Where a line below holds the string "this", copy that line.
Begin AVAILABLE RECORDS
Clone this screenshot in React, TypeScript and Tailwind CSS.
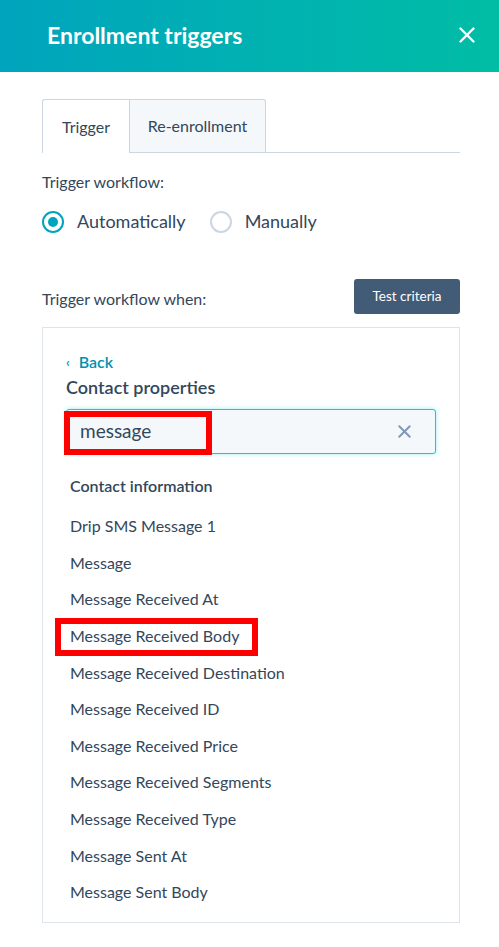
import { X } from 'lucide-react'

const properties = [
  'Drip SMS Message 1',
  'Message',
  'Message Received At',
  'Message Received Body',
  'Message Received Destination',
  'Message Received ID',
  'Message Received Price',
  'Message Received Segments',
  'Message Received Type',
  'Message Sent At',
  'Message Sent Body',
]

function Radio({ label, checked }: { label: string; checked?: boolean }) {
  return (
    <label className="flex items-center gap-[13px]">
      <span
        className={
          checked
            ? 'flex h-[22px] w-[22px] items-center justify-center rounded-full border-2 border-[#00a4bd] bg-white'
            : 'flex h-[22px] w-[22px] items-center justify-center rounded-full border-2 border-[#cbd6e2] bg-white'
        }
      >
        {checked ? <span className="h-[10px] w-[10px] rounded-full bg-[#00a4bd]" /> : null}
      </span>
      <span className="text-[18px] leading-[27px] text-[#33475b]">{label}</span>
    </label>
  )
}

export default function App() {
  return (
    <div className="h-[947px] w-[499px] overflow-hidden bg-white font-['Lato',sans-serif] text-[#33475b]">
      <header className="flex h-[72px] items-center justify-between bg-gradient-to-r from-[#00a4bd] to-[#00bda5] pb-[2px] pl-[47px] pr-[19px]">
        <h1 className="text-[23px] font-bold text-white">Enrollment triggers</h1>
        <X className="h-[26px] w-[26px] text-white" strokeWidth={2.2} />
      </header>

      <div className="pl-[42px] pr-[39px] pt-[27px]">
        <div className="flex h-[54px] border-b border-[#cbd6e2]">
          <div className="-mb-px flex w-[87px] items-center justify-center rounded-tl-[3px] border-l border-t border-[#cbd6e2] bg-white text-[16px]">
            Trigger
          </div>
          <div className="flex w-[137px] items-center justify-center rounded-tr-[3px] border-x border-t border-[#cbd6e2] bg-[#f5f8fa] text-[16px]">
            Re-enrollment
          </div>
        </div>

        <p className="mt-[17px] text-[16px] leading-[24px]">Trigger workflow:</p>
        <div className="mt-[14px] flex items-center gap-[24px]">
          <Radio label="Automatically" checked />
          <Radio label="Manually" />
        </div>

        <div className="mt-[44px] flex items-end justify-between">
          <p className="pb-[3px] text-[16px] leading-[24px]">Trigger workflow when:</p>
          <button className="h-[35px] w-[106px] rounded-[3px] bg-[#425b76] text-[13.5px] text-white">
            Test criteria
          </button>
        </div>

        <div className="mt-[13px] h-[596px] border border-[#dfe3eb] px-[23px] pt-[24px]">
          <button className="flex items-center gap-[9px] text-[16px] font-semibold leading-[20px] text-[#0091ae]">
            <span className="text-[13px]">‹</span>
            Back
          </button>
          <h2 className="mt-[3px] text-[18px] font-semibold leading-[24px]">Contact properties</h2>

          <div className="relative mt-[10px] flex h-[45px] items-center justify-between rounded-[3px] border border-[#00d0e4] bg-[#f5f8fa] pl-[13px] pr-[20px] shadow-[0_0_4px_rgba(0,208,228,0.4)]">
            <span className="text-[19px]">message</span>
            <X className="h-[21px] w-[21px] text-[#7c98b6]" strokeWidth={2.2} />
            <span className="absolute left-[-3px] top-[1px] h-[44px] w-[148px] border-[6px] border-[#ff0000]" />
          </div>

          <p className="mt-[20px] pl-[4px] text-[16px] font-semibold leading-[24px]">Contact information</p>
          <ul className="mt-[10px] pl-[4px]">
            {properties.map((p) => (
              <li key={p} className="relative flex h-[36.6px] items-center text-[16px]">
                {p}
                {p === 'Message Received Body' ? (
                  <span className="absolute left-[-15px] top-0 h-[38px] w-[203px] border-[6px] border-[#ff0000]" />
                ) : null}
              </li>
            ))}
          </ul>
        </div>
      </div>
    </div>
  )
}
End AVAILABLE RECORDS
Begin AVAILABLE RECORDS
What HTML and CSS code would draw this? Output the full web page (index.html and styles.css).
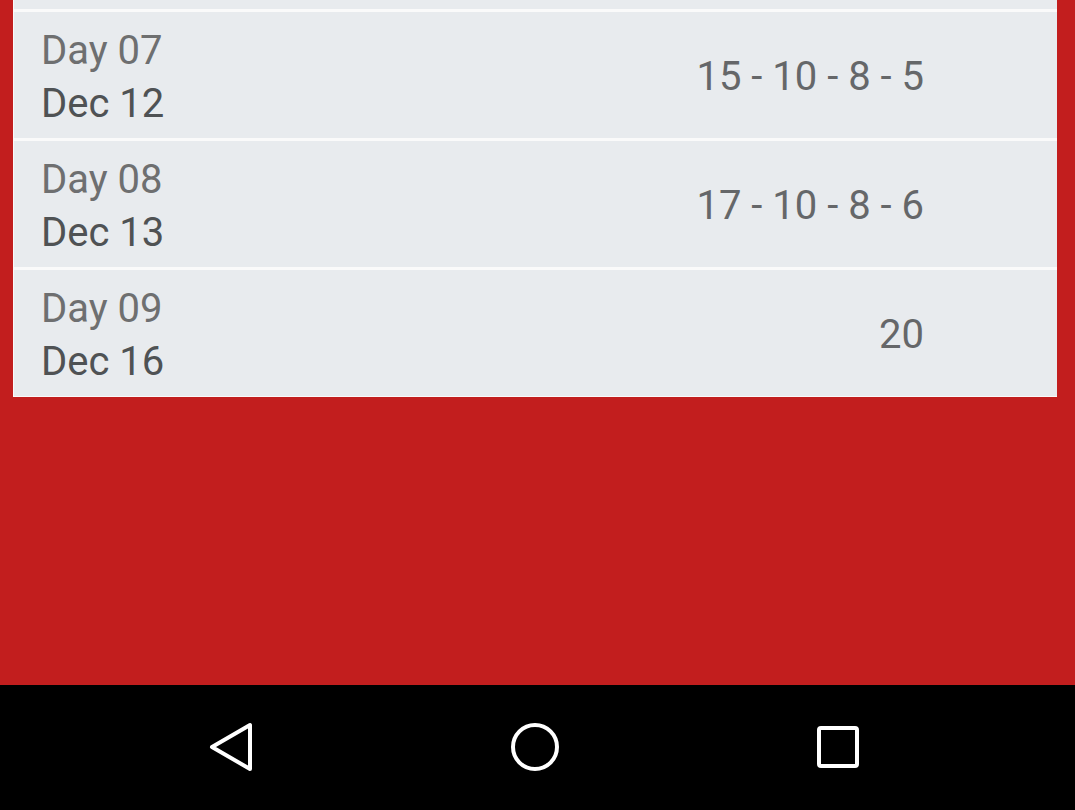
End AVAILABLE RECORDS
> _IN RESPONSE_
Clone this screenshot in React, TypeScript and Tailwind CSS.
What HTML and CSS code would draw this? Output the full web page (index.html and styles.css).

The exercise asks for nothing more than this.